Kid from Brooklyn on March 22, 2007 at 11:21 AM

So, the jist of the ruling is that – not enough people were offended to make it illegal?

lorien1973 on March 22, 2007 at 11:24 AM

Heads will roll.

Valiant on March 22, 2007 at 11:47 AM

I wonder if there is a difference between Muslim fundamentalists and Muslim jihadists, or if these terms are the same in the minds of the media, judges, etc.

archon2001 on March 22, 2007 at 11:48 AM


aengus on March 22, 2007 at 11:59 AM

The fact that you can SUE for something like this in France … and then the French lecture US on freedom … is some breath-taking irony, ain’t it?

God bless the First Amendment.

It is scary how easily some groups – and some whole countries – are willing to give up real freedom (and then tell the rest of us how to be free) …

Professor Blather on March 22, 2007 at 12:15 PM

Rioting in the streets in 5 – 4 – 3 – 2 – 1 …

Gregor on March 22, 2007 at 12:19 PM

History proves that Napoleon killed off the last real frenchman in his wars. IMHO.

tormod on March 22, 2007 at 12:27 PM

God bless the First Amendment.

The first amendment is dead. Our courts have ruled the same thing. If enough people are offended, the speech (or logo) is banned.

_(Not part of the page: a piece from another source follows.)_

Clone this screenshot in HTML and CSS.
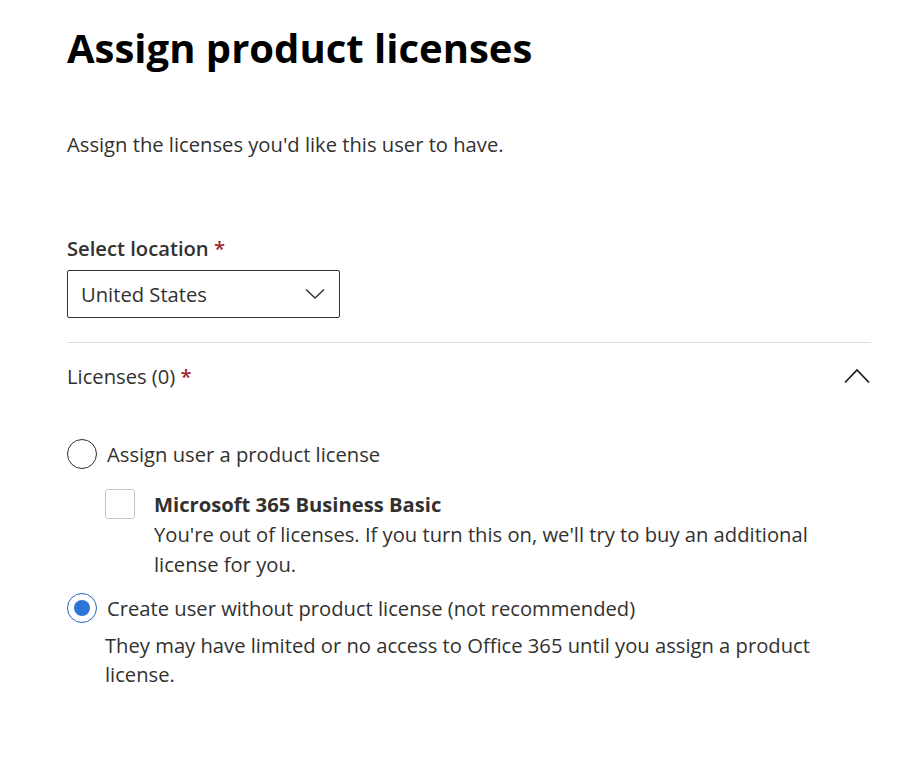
FILE: index.html
```html
<!DOCTYPE html>
<html>
<head>
<meta charset="utf-8">
<link rel="stylesheet" href="styles.css">
</head>
<body>
<main class="page">
  <h1 class="title">Assign product licenses</h1>
  <p class="intro">Assign the licenses you'd like this user to have.</p>

  <div class="field">
    <label class="field-label">Select location <span class="req">*</span></label>
    <div class="dropdown">
      <span class="dropdown-value">United States</span>
      <svg class="chev" width="20" height="12" viewBox="0 0 20 12"><path d="M1 1.5 L10 10 L19 1.5" fill="none" stroke="#323130" stroke-width="1.4"/></svg>
    </div>
  </div>

  <hr class="divider">

  <div class="section-head">
    <span class="section-title">Licenses (0) <span class="req">*</span></span>
    <svg class="chev-up" width="26" height="16" viewBox="0 0 26 16"><path d="M1 14.5 L13 2 L25 14.5" fill="none" stroke="#201f1e" stroke-width="1.8"/></svg>
  </div>

  <div class="options">
    <div class="radio-row">
      <span class="radio"></span>
      <span class="radio-label">Assign user a product license</span>
    </div>
    <div class="check-row">
      <span class="checkbox"></span>
      <div class="check-text">
        <div class="check-title">Microsoft 365 Business Basic</div>
        <div class="check-desc">You're out of licenses. If you turn this on, we'll try to buy an additional license for you.</div>
      </div>
    </div>
    <div class="radio-row checked-row">
      <span class="radio checked"></span>
      <span class="radio-label">Create user without product license (not recommended)</span>
    </div>
    <div class="radio-desc">They may have limited or no access to Office 365 until you assign a product license.</div>
  </div>
</main>
</body>
</html>
```
FILE: styles.css
```css
html, body {
  margin: 0;
  padding: 0;
  background: #ffffff;
}
body {
  font-family: "Open Sans", "Noto Sans", sans-serif;
  color: #323130;
}
.page {
  width: 804px;
  padding: 20px 0 0 67px;
}
.title {
  margin: 0;
  font-size: 40px;
  font-weight: 700;
  color: #000;
  line-height: 56px;
}
.intro {
  margin: 54px 0 0 0;
  font-size: 20.2px;
  line-height: 28px;
}
.field {
  margin-top: 76px;
}
.field-label {
  display: block;
  font-size: 20.2px;
  font-weight: 600;
  line-height: 28px;
}
.req {
  color: #a4262c;
  font-weight: 600;
}
.dropdown {
  margin-top: 8px;
  height: 46px;
  border: 1px solid #323130;
  border-radius: 2px;
  display: flex;
  align-items: center;
  justify-content: space-between;
  padding: 0 14px 0 13px;
  box-sizing: content-box;
  width: 244px;
}
.dropdown-value {
  font-size: 20.2px;
}
.divider {
  margin: 24px 0 0 0;
  border: 0;
  border-top: 1px solid #e1dfdd;
  width: 804px;
}
.section-head {
  display: flex;
  justify-content: space-between;
  align-items: center;
  margin-top: 18px;
  height: 30px;
}
.section-title {
  font-size: 20.2px;
  line-height: 28px;
}
.chev-up {
  margin-right: 1px;
}
.options {
  margin-top: 48px;
}
.radio-row {
  display: flex;
  align-items: center;
  gap: 10px;
}
.radio {
  width: 30px;
  height: 30px;
  border: 1.5px solid #323130;
  border-radius: 50%;
  box-sizing: border-box;
  flex: none;
  display: flex;
  align-items: center;
  justify-content: center;
}
.radio.checked {
  border-color: #2266c8;
}
.radio.checked::after {
  content: "";
  width: 16px;
  height: 16px;
  border-radius: 50%;
  background: #2f74d8;
}
.radio-label {
  font-size: 20.2px;
  line-height: 30px;
}
.check-row {
  display: flex;
  gap: 19px;
  margin: 20px 0 0 38px;
}
.checkbox {
  width: 30px;
  height: 30px;
  border: 1px solid #c8c6c4;
  border-radius: 3px;
  box-sizing: border-box;
  flex: none;
}
.check-title {
  font-size: 20.2px;
  font-weight: 700;
  line-height: 30px;
}
.check-desc {
  font-size: 20.2px;
  line-height: 30px;
  width: 680px;
}
.checked-row {
  margin-top: 14px;
}
.radio-desc {
  margin: 8px 0 0 38px;
  font-size: 20.2px;
  line-height: 29px;
  width: 740px;
}
```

lorien1973 on March 22, 2007 at 12:35 PM

This will only stoke the French Intafada, rioting by Muslims living in Parisian suburbs that has been going on since 2003. While we like to make fun of our French neighbors, this ruling takes real courage from the French jurists, who may now face a fatwah.
For all liberty loving people, it’s one small victory at a time.

paulsur on March 22, 2007 at 12:35 PM

Heads will roll.

Valiant on March 22, 2007 at 11:47 AM

Takes on a whole new meaning when you’re dealing with Muslim extremists, huh?

Chad on March 22, 2007 at 12:39 PM

Yes!!! Finally some common sense from the French. Next, they need to get rid of that law entirely.

darwin on March 22, 2007 at 12:49 PM

It’s good to see the French not surrendering (or submitting) to Islamic fundamentalism.

SpiritOfCartman on March 22, 2007 at 1:14 PM

Exit question: Just how hardcore do you have to be to be hardcore even by the AP’s standards?

Depends on the religion at hand, doesn’t it? The MSM in general is pretty free with linking the words “fundamentalist” (=hardcore) and “Christian.” I don’t know about the AP in particular. We could chalk it up to ignorance of the finer points of varying theistic viewpoints if they weren’t so delicate in their application of the term with the Mohammedians.

TexasDan on March 22, 2007 at 1:59 PM

Some one needs to explain the importance of this victory for free speech to Hugh Hewitt. Many of us missed a comment he slipped in during the Rago-ragging about the cartoons. He even debated the wisdom of publishing the cartoons with Cliff May (!